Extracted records
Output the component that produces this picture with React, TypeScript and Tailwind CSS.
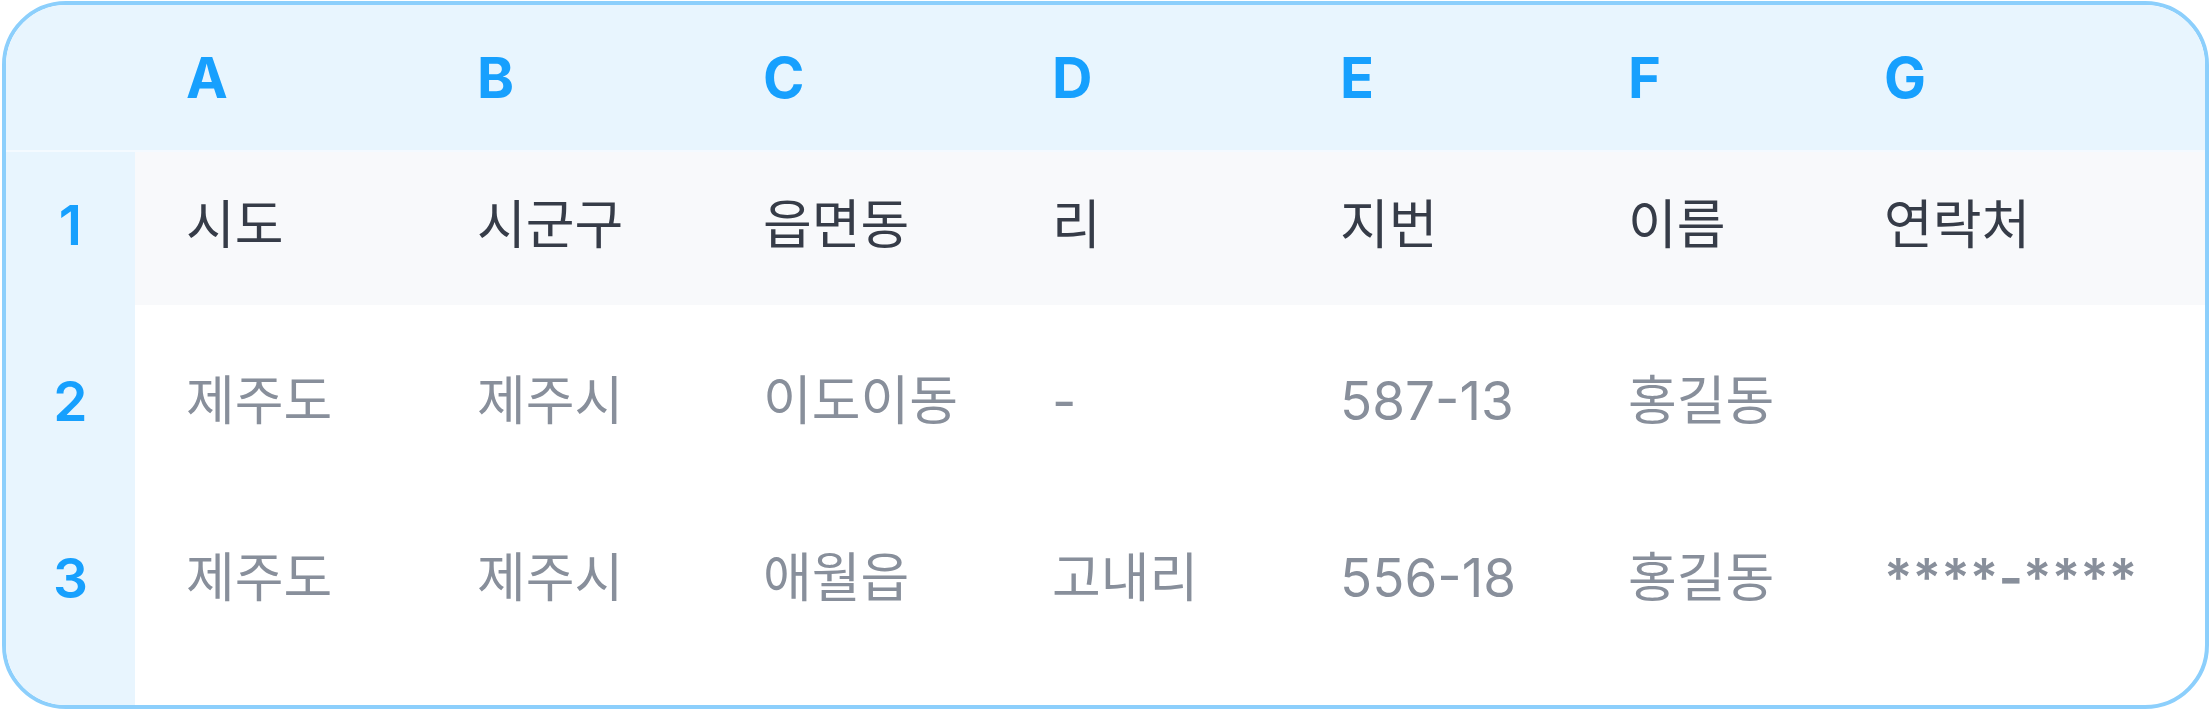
const columns = ["A", "B", "C", "D", "E", "F", "G"];

const rows = [
  { no: 1, head: true, cells: ["시도", "시군구", "읍면동", "리", "지번", "이름", "연락처"] },
  { no: 2, head: false, cells: ["제주도", "제주시", "이도이동", "-", "587-13", "홍길동", ""] },
  { no: 3, head: false, cells: ["제주도", "제주시", "애월읍", "고내리", "556-18", "홍길동", "****-****"] },
];

const grid = "grid grid-cols-[129px_291px_286px_289px_288px_288px_256px_1fr]";

const App = () => {
  return (
    <div className="w-[2209px] h-[709px] bg-white pt-[1px] pl-[2px] font-['Inter','Noto_Sans_CJK_KR',sans-serif]">
      <div className="w-[2207px] h-[708px] border-4 border-[#8ccffc] rounded-[64px] overflow-hidden flex flex-col bg-white">
        {/* column letters */}
        <div className={classNames(grid, "h-[147px] bg-[#e8f5fe] border-b-2 border-[#f4faff]")}>
          <div />
          {columns.map((c) => (
            <div key={c} className="pl-[51px] flex items-center text-[56px] leading-none font-bold text-[#17a0fe]">
              {c}
            </div>
          ))}
        </div>

        {rows.map((row) => (
          <div key={row.no} className={classNames(grid, row.head ? "h-[153px]" : "h-[177px]")}>
            <div
              className={classNames(
                "flex items-center justify-center bg-[#e8f5fe] text-[55px] leading-none font-semibold text-[#17a0fe]",
                row.head ? "pb-[7px]" : "pt-[15px]"
              )}
            >
              {row.no}
            </div>
            {row.cells.map((cell, i) => (
              <div
                key={i}
                className={classNames(
                  "pl-[51px] flex items-center text-[53px] leading-none whitespace-nowrap",
                  row.head ? "bg-[#f8f9fb] text-[#363c48] pb-[7px]" : "text-[#888f9b] pt-[15px]",
                  cell.startsWith("*") && "font-semibold"
                )}
              >
                {cell}
              </div>
            ))}
          </div>
        ))}

        <div className={classNames(grid, "flex-1")}>
          <div className="bg-[#e8f5fe]" />
        </div>
      </div>
    </div>
  );
};

function classNames(...names: (string | false | undefined)[]) {
  return names.filter(Boolean).join(" ");
}

export default App;
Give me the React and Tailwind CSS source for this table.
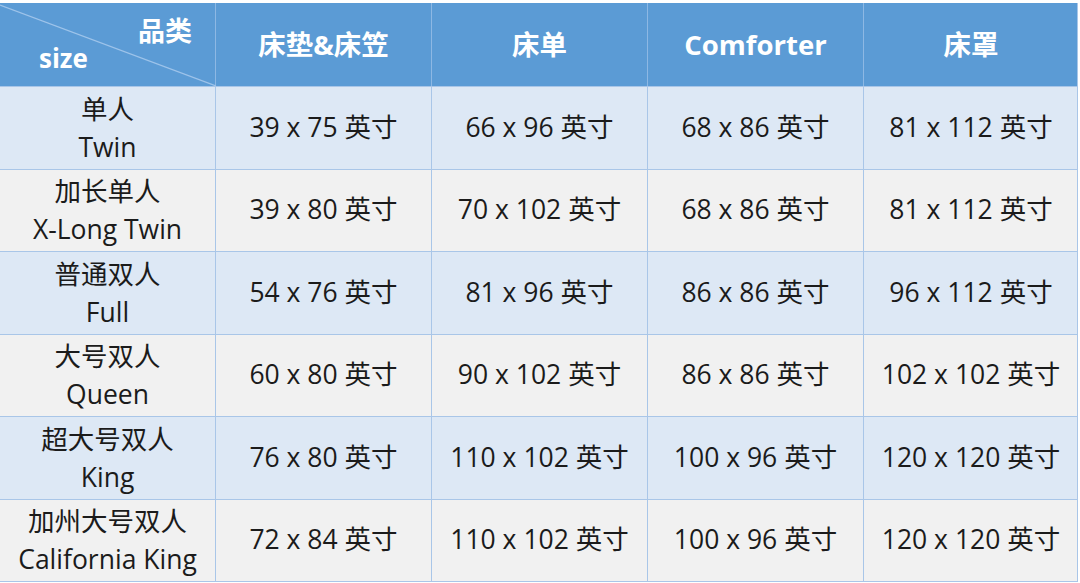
const COLS = ['床垫&床笠', '床单', 'Comforter', '床罩'];

const ROWS = [
  { zh: '单人', en: 'Twin', cells: ['39 x 75 英寸', '66 x 96 英寸', '68 x 86 英寸', '81 x 112 英寸'] },
  { zh: '加长单人', en: 'X-Long Twin', cells: ['39 x 80 英寸', '70 x 102 英寸', '68 x 86 英寸', '81 x 112 英寸'] },
  { zh: '普通双人', en: 'Full', cells: ['54 x 76 英寸', '81 x 96 英寸', '86 x 86 英寸', '96 x 112 英寸'] },
  { zh: '大号双人', en: 'Queen', cells: ['60 x 80 英寸', '90 x 102 英寸', '86 x 86 英寸', '102 x 102 英寸'] },
  { zh: '超大号双人', en: 'King', cells: ['76 x 80 英寸', '110 x 102 英寸', '100 x 96 英寸', '120 x 120 英寸'] },
  { zh: '加州大号双人', en: 'California King', cells: ['72 x 84 英寸', '110 x 102 英寸', '100 x 96 英寸', '120 x 120 英寸'] },
];

const FONT = { fontFamily: '"Open Sans", "Noto Sans CJK SC", sans-serif' };

export default function App() {
  return (
    <div className="w-[1080px] h-[583px] bg-white pt-[3px]" style={FONT}>
      <div className="w-[1078px] border-r border-b border-[#a9c6e8]">
        {/* header */}
        <div className="grid grid-cols-[216px_216px_216px_216px_214px] h-[83px] bg-[#5b9bd5] text-white font-bold">
          <div className="relative border-r border-[#8db8e4]">
            <svg className="absolute inset-0" width="216" height="83" viewBox="0 0 216 83">
              <line x1="0" y1="2" x2="216" y2="83" stroke="#9dc3ea" strokeWidth="1.2" />
            </svg>
            <span className="absolute left-[138px] top-[14px] text-[27px] leading-none">品类</span>
            <span className="absolute left-[39px] top-[42px] text-[26px] leading-none">size</span>
          </div>
          {COLS.map((c, i) => (
            <div
              key={c}
              className={`flex items-center justify-center text-[27.5px] ${i < 3 ? 'border-r border-[#8db8e4]' : ''}`}
            >
              {c}
            </div>
          ))}
        </div>

        {/* body */}
        {ROWS.map((r, idx) => (
          <div
            key={r.en}
            className={`grid grid-cols-[216px_216px_216px_216px_214px] h-[82.5px] border-t border-[#a9c6e8] text-[#1b1b1b] ${idx % 2 === 0 ? 'bg-[#dde8f5]' : 'bg-[#f1f1f1]'}`}
          >
            <div className="flex flex-col items-center justify-center border-r border-[#a9c6e8] text-[26.5px] leading-[38px]">
              <span>{r.zh}</span>
              <span>{r.en}</span>
            </div>
            {r.cells.map((c, i) => (
              <div
                key={i}
                className={`flex items-center justify-center text-[26.5px] ${i < 3 ? 'border-r border-[#a9c6e8]' : ''}`}
              >
                {c}
              </div>
            ))}
          </div>
        ))}
      </div>
    </div>
  );
}
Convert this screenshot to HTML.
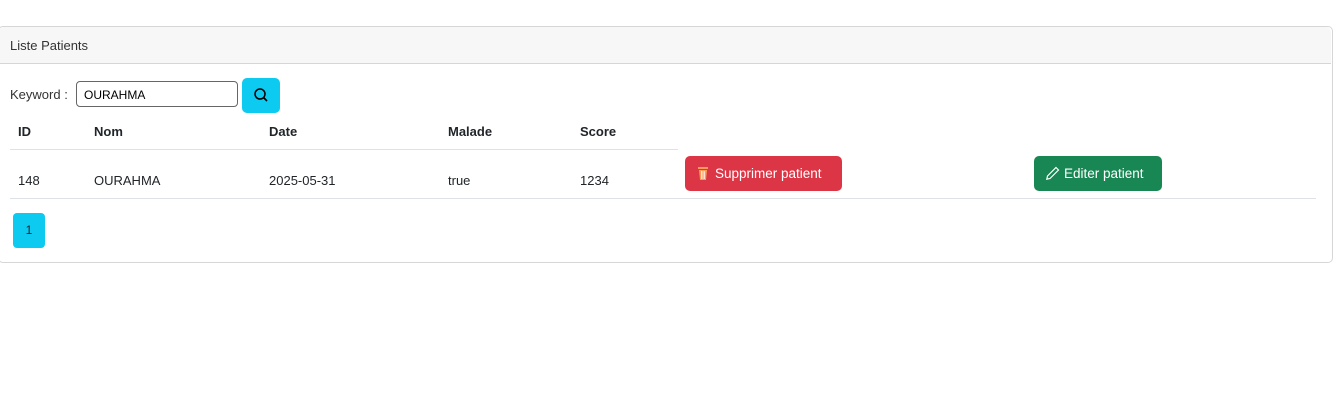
<!DOCTYPE html>
<html><head><meta charset="utf-8"><style>
body{margin:0;width:1338px;height:400px;background:#fff;font-family:"Liberation Sans",sans-serif;font-size:13px;color:#212529;position:relative;overflow:hidden}
.a{position:absolute}
.card{left:-2px;top:26px;width:1333px;height:235px;border:1px solid #d6d6d6;border-radius:5px}
.hdr{left:-1px;top:27px;width:1332px;height:36px;background:#f7f7f7;border-bottom:1px solid #d6d6d6;border-radius:5px 5px 0 0}
.th{font-weight:bold;top:124px}
.td{top:173px}
</style></head><body>
<div class="a card"></div>
<div class="a hdr"></div>
<div class="a" style="left:10px;top:38px;color:#333">Liste Patients</div>
<div class="a" style="left:10px;top:87px;color:#333">Keyword :</div>
<div class="a" style="left:76px;top:81px;width:160px;height:26px;border:1px solid #666;border-radius:4px;box-sizing:border-box;width:162px"></div>
<div class="a" style="left:84px;top:88px;font-size:12px;color:#000">OURAHMA</div>
<div class="a" style="left:242px;top:78px;width:38px;height:35px;background:#0dcaf0;border-radius:5px">
<svg width="38" height="35" viewBox="0 0 38 35"><circle cx="18" cy="16" r="5" fill="none" stroke="#000" stroke-width="1.5"/><line x1="21.5" y1="19.5" x2="25" y2="23" stroke="#000" stroke-width="1.6"/></svg></div>
<div class="a th" style="left:18px">ID</div>
<div class="a th" style="left:94px">Nom</div>
<div class="a th" style="left:269px">Date</div>
<div class="a th" style="left:448px">Malade</div>
<div class="a th" style="left:580px">Score</div>
<div class="a" style="left:10px;top:149px;width:668px;height:1px;background:#dee2e6"></div>
<div class="a td" style="left:18px">148</div>
<div class="a td" style="left:94px">OURAHMA</div>
<div class="a td" style="left:269px">2025-05-31</div>
<div class="a td" style="left:448px">true</div>
<div class="a td" style="left:580px">1234</div>
<div class="a" style="left:685px;top:156px;width:157px;height:35px;background:#dc3545;border-radius:5px;color:#fff;line-height:35px;font-size:13.5px">
<svg class="a" style="left:12px;top:10px" width="12" height="15" viewBox="0 0 12 15"><rect x="1" y="1" width="10" height="2" fill="#fd9a5a"/><path d="M2 4h8l-1 10H3z" fill="#fd9a5a"/><path d="M4.5 5v8M6 5v8M7.5 5v8" stroke="#fff" stroke-width=".7"/></svg>
<span class="a" style="left:30px">Supprimer patient</span></div>
<div class="a" style="left:1034px;top:156px;width:128px;height:35px;background:#198754;border-radius:5px;color:#fff;line-height:35px;font-size:13.5px">
<svg class="a" style="left:11px;top:10px" width="15" height="15" viewBox="0 0 15 15"><path d="M11 1.5l2.5 2.5L5 12.5 1.8 13.2 2.5 10z" fill="none" stroke="#fff" stroke-width="1.2"/></svg>
<span class="a" style="left:30px">Editer patient</span></div>
<div class="a" style="left:10px;top:198px;width:1306px;height:1px;background:#dee2e6"></div>
<div class="a" style="left:13px;top:213px;width:32px;height:35px;background:#0dcaf0;border-radius:4px;text-align:center;line-height:35px;font-size:12px">1</div>
</body></html>
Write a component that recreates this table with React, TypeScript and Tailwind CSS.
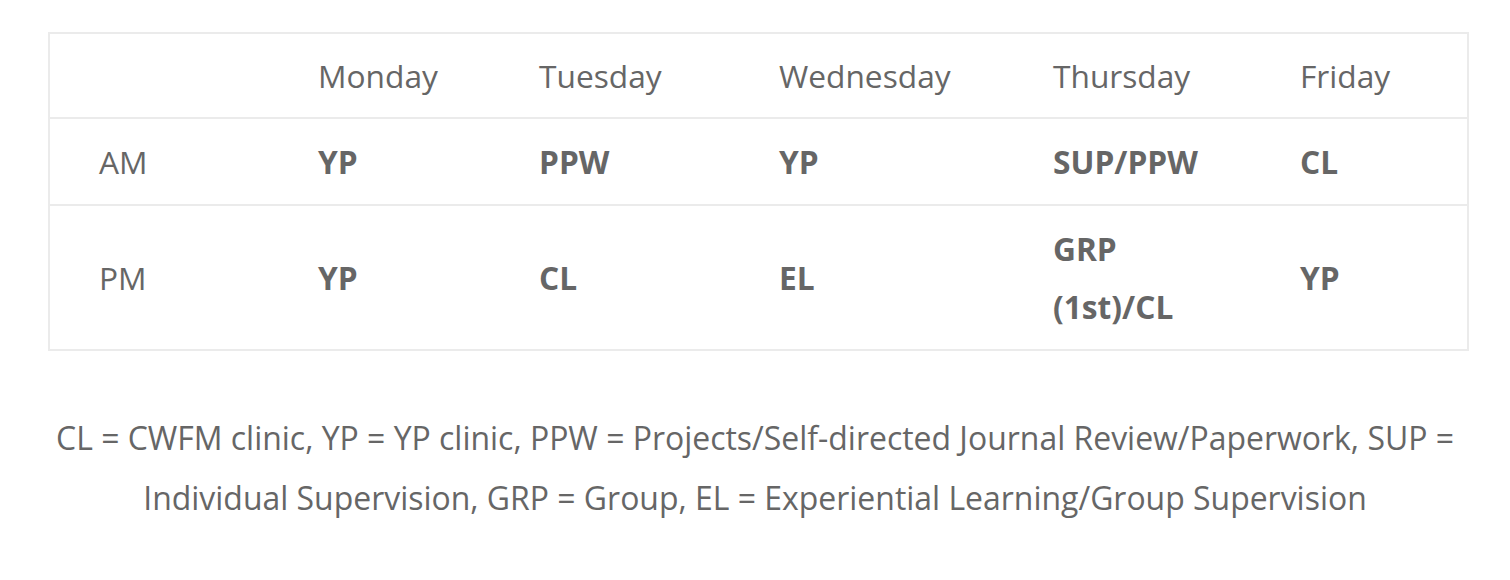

[Problem requirements]:
The first line to copy holds "Give me the", and the last holds "const COLS = ['床垫&床笠', '床单', 'Comforter', '床罩'];". Copy them and the lines between exactly, leaving out pictures.

[Response]:
Give me the React and Tailwind CSS source for this table.
const COLS = ['床垫&床笠', '床单', 'Comforter', '床罩'];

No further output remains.